This concept is sometimes known as "rod from god". The rod would have to actively steer through the atmosphere no matter if the target is moving or not. (Essentially it needs to be a robotic glider.)
The way this works is an orbiting satellite (probably orbiting west to east) fires the projectile so that the projectile's orbit intersects the atmosphere. Once the projectile hits the atmosphere, it uses its aerodynamic surfaces to curve its motion (which starts out with a west to east orbit that is very similar to its satellite) downward, toward the target. Without aerodynamic surfaces to cause a sharp turn, the projectile would just careen horizontally through the atmosphere until it had lost most of its orbital velocity. You want to preserve as much of that orbital velocity as possible and change the direction to be aimed at your target.
If your target is moving, the projectile needs to track that movement. One really big hurdle for this particular projectile is that it's moving very quickly, and you want it to hit a very small target. How does the projectile know where that target is located? It is presumably radioed the coordinates of the target before it launches, but how does it keep track of target movements once it launches?

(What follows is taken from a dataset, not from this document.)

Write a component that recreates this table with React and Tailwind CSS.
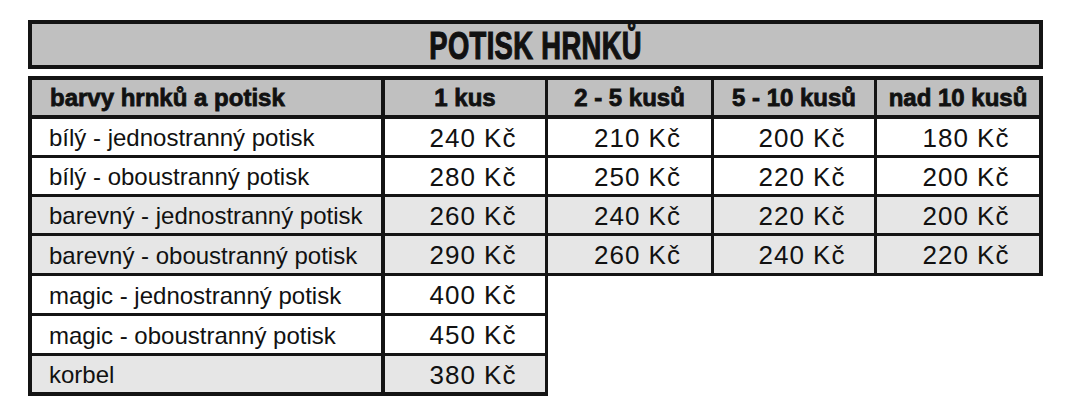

Optical tracking would require a very powerful telescope. If you want to see human sized targets, that requires adaptive optics and a telescope the size of the Hubble space telescope. Your telescope needs to be in the nose of a hypersonic missile, which is an extremely harsh environment for anything, let alone extremely precise optical sensors and transparent windows. Also, there is cloud cover to deal with, and your hypersonic passage through the atmosphere will produce some amount of incandescent plasma in front of your camera.
It probably makes more sense to guide the projectile externally, and just radio coordinate changes up to the projectile. The satellite could presumably do this, unless it's night time or the target is obscured by cloud cover or trees or buildings. Another problem is that the time it takes for the satellite to talk to the projectile gets longer and longer the closer the projectile gets to its target. The one way delay is more than a millisecond, which might be uncomfortably long.
I think the ideal situation would be for the projectile to get multiple streams of data, one stream from the satellite, one stream from its own internal gyroscopes and camera, and at least one more stream from a spotter within a few miles of the target who can actually see it.
That spotter could be a person aiming a device at the target, or it could be a flying our ground-based drone. Regardless the spotter would likely be shooting a low power laser at the target in order to determine its precise distance from the spotter. Subtracting that distance from the spotter's GPS coordinates derives coordinates for the target. The spotter's scope would continuously radio these coordinates up to the projectile so it could alter its course. The projectile would also have its camera attuned to the exact wavelength used by the spotting laser, and it would steer directly for it as soon as it was detectable. The laser would not be visible to human eyes because it would be infrared.
A really good spotter system would also have a camera watching the sky for the glare of the incoming projectile. It would measure the angle between the spotter and the projectile in order to give the projectile more precise information about its current location.
Hopefully you're getting the sense that this is all extremely difficult. While I think it's possible to do at our current technology levels, I haven't heard of anyone doing so. I don't think a 100% hit ratio is ever possible with something like this (at least until some new, unforeseen technological breakthroughs occur). When describing this system, you should emphasize the extreme difficulty of its task, and all of the complexity of the data processing that needs to happen for the projectile to hit its target.
You should also emphasize the extreme physical conditions involved. The G forces would be extreme. The tungsten aerodynamic surfaces would be glowing white hot. The camera window would need to be actively cooled to delay melting and maintain transparency.
Regarding how much damage you could cause with this kind of projectile, it all depends on the mass of the projectile and how much orbital velocity it is able to maintain during its passage through the atmosphere. The wikipedia article you linked to suggests a mach 10 terminal velocity and a kinetic energy roughly equal to the projectile's mass in dynamite. (i.e. a 10 ton projectile results in roughly the same degree of damage that would be produced by 10 tons of dynamite.) In general though, I think it's easy to say that the projectile would produce much more focused and directional damage, whereas the dynamite explosion would produce equal damage in every direction.
One other clever trick would be to have the projectile break into zillions of tiny pieces right before it impacts (unless your target is a bunker 100 feet underground). This would increase the size of the affected ground and keep the damage focused on the surface, rather than spread out under the soil.